11. The method of claim 10, further comprising positioning an end ring encircling the base pipe and adjacent the screen layer and plastically deforming the crimp ring about an outer surface of the end ring.

12. The method of claim 11, wherein applying beads of weld to affix the crimp ring to the base pipe comprises welding the crimp ring to the end ring, and welding the end ring to the base pipe.

13. The method of claim 11, wherein the end ring is split and positing the end ring encircling the base pipe comprises passing end ring laterally over the base pipe.

14. The method of claim 11, wherein the end ring comprises a plurality of arcuate ring segments, and positioning the end ring encircling the base pipe comprises assembling the end ring segments around the base pipe.

15. The method of claim 10, wherein plastically deforming the crimp ring about an outer surface of the screen layer comprises plastically deforming the crimp ring into contact with the outer surface of the screen layer.

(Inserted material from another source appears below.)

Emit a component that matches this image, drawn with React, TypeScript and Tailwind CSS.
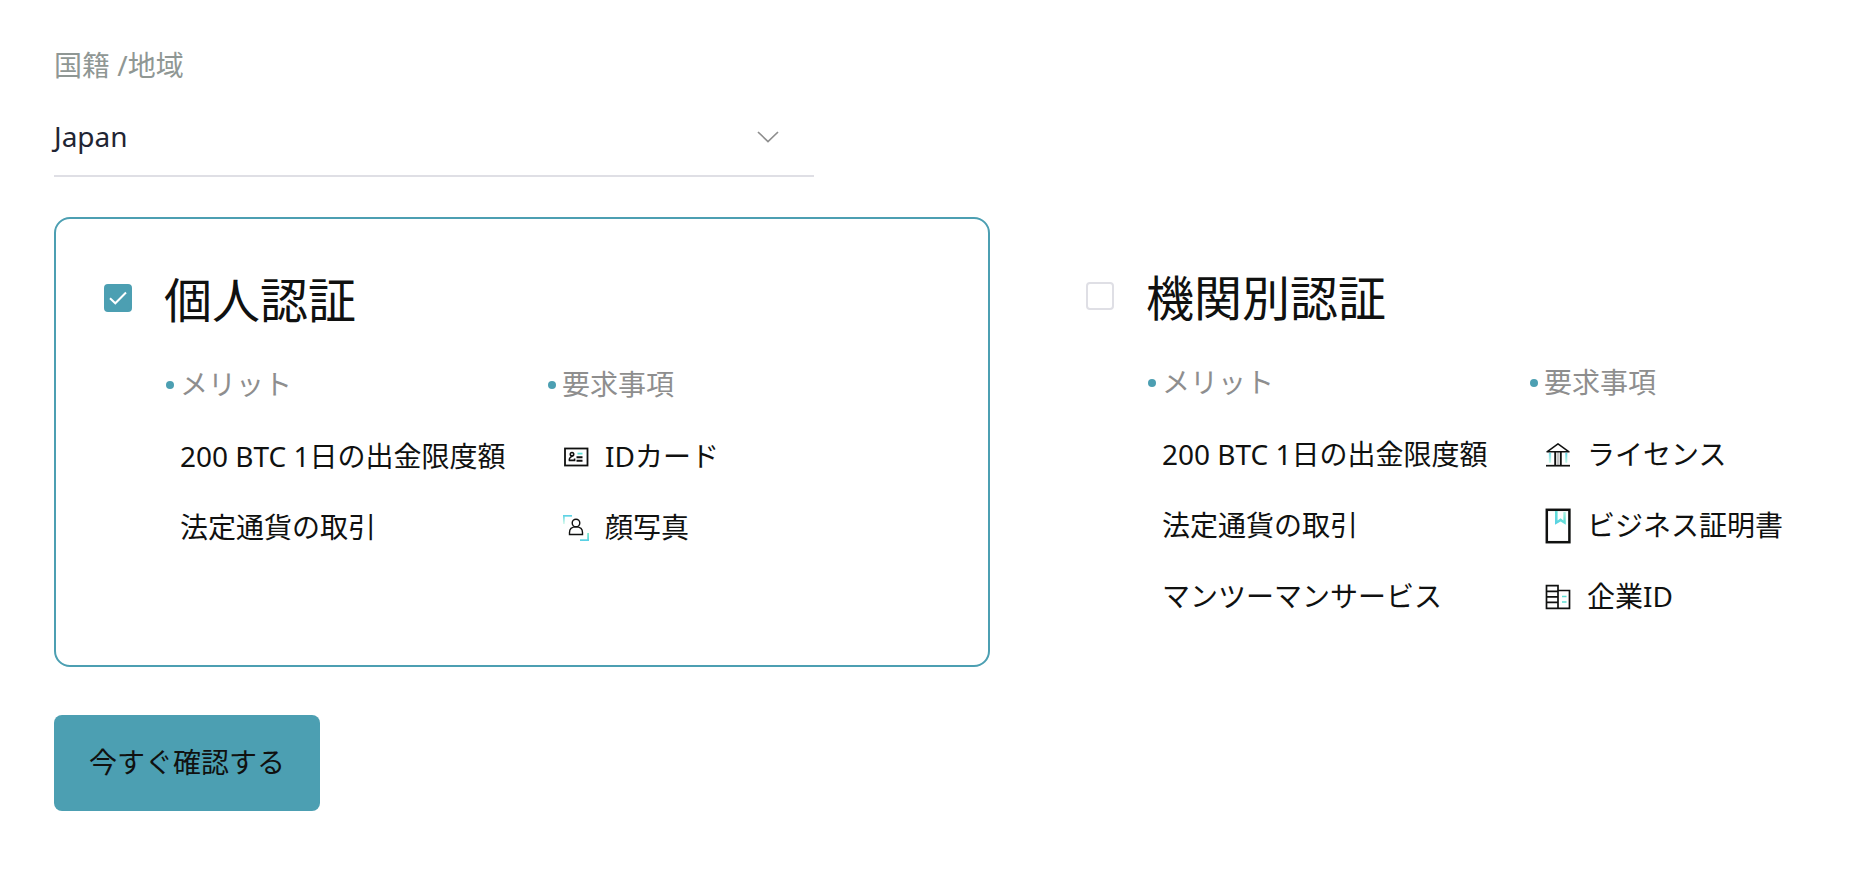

16. The method of claim 10, further comprising:

positioning a second crimp ring encircling and over a second end of the screen layer;

plastically deforming the second crimp ring about the outer surface of the screen layer; and

applying a bead of weld to affix the second crimp ring to the base pipe.

17. A method, comprising:

wrapping a wire helically around a base pipe to define a screen layer;

introducing a crimp ring over an end of the screen layer; and

plastically deforming the crimp ring around the screen layer and securing the screen layer to the base pipe.

18. The method of claim 17, further comprising:

introducing an end ring laterally over the base pipe adjacent the end of the screen layer; and

plastically deforming the crimp ring around the end ring

19. The method of claim 18, further comprising welding the end ring to the base pipe and welding the crimp ring to the end ring.

20. The method of claim 17, further comprising welding the crimp ring to the base pipe.